Information provided:
>> begin
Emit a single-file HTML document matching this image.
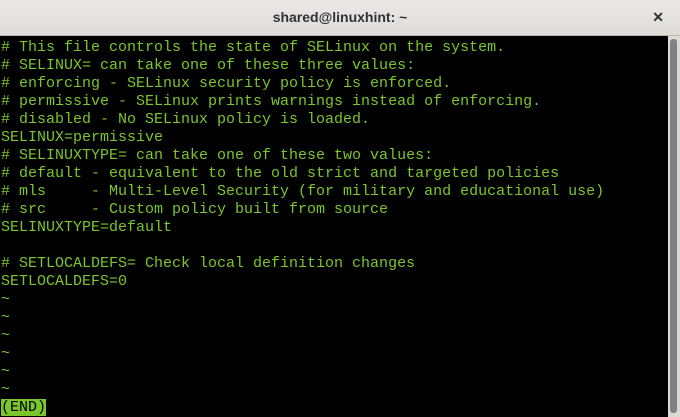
<!DOCTYPE html>
<html><head><style>
html,body{margin:0;padding:0;width:680px;height:417px;overflow:hidden;background:#000}
.tb{position:absolute;left:0;top:0;width:680px;height:35px;background:linear-gradient(#ebe9e7,#dedbd8);border-bottom:1px solid #bcb8b3;font-family:"Liberation Sans",sans-serif;font-size:14px;font-weight:bold;color:#2e3436;text-align:center;line-height:35px}
.x{position:absolute;right:16px;top:0;font-size:14px;color:#2e3436;font-weight:bold}
.term{position:absolute;left:1px;top:39px;width:667px;height:378px;font-family:"Liberation Mono",monospace;font-size:15px;line-height:18px;color:#7ac62b;white-space:pre}
.sb{position:absolute;left:668px;top:36px;width:12px;height:381px;background:#dcdad5}
.th{position:absolute;left:2px;top:3px;width:7px;height:374px;background:#7f8283;border-radius:3px}
.end{background:#7ac62b;color:#000}
</style></head><body>
<div class="tb">shared@linuxhint: ~<span class="x">✕</span></div>
<div class="term"># This file controls the state of SELinux on the system.
# SELINUX= can take one of these three values:
# enforcing - SELinux security policy is enforced.
# permissive - SELinux prints warnings instead of enforcing.
# disabled - No SELinux policy is loaded.
SELINUX=permissive
# SELINUXTYPE= can take one of these two values:
# default - equivalent to the old strict and targeted policies
# mls     - Multi-Level Security (for military and educational use)
# src     - Custom policy built from source
SELINUXTYPE=default

# SETLOCALDEFS= Check local definition changes
SETLOCALDEFS=0
~
~
~
~
~
~
<span class="end">(END)</span></div>
<div class="sb"><div class="th"></div></div>
</body></html>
>> end
Do this:
Omit every picture, then repeat the remaining data exactly as it appears above.

Written reply:
Emit a single-file HTML document matching this image.
<!DOCTYPE html>
<html><head><style>
html,body{margin:0;padding:0;width:680px;height:417px;overflow:hidden;background:#000}
.tb{position:absolute;left:0;top:0;width:680px;height:35px;background:linear-gradient(#ebe9e7,#dedbd8);border-bottom:1px solid #bcb8b3;font-family:"Liberation Sans",sans-serif;font-size:14px;font-weight:bold;color:#2e3436;text-align:center;line-height:35px}
.x{position:absolute;right:16px;top:0;font-size:14px;color:#2e3436;font-weight:bold}
.term{position:absolute;left:1px;top:39px;width:667px;height:378px;font-family:"Liberation Mono",monospace;font-size:15px;line-height:18px;color:#7ac62b;white-space:pre}
.sb{position:absolute;left:668px;top:36px;width:12px;height:381px;background:#dcdad5}
.th{position:absolute;left:2px;top:3px;width:7px;height:374px;background:#7f8283;border-radius:3px}
.end{background:#7ac62b;color:#000}
</style></head><body>
<div class="tb">shared@linuxhint: ~<span class="x">✕</span></div>
<div class="term"># This file controls the state of SELinux on the system.
# SELINUX= can take one of these three values:
# enforcing - SELinux security policy is enforced.
# permissive - SELinux prints warnings instead of enforcing.
# disabled - No SELinux policy is loaded.
SELINUX=permissive
# SELINUXTYPE= can take one of these two values:
# default - equivalent to the old strict and targeted policies
# mls     - Multi-Level Security (for military and educational use)
# src     - Custom policy built from source
SELINUXTYPE=default

# SETLOCALDEFS= Check local definition changes
SETLOCALDEFS=0
~
~
~
~
~
~
<span class="end">(END)</span></div>
<div class="sb"><div class="th"></div></div>
</body></html>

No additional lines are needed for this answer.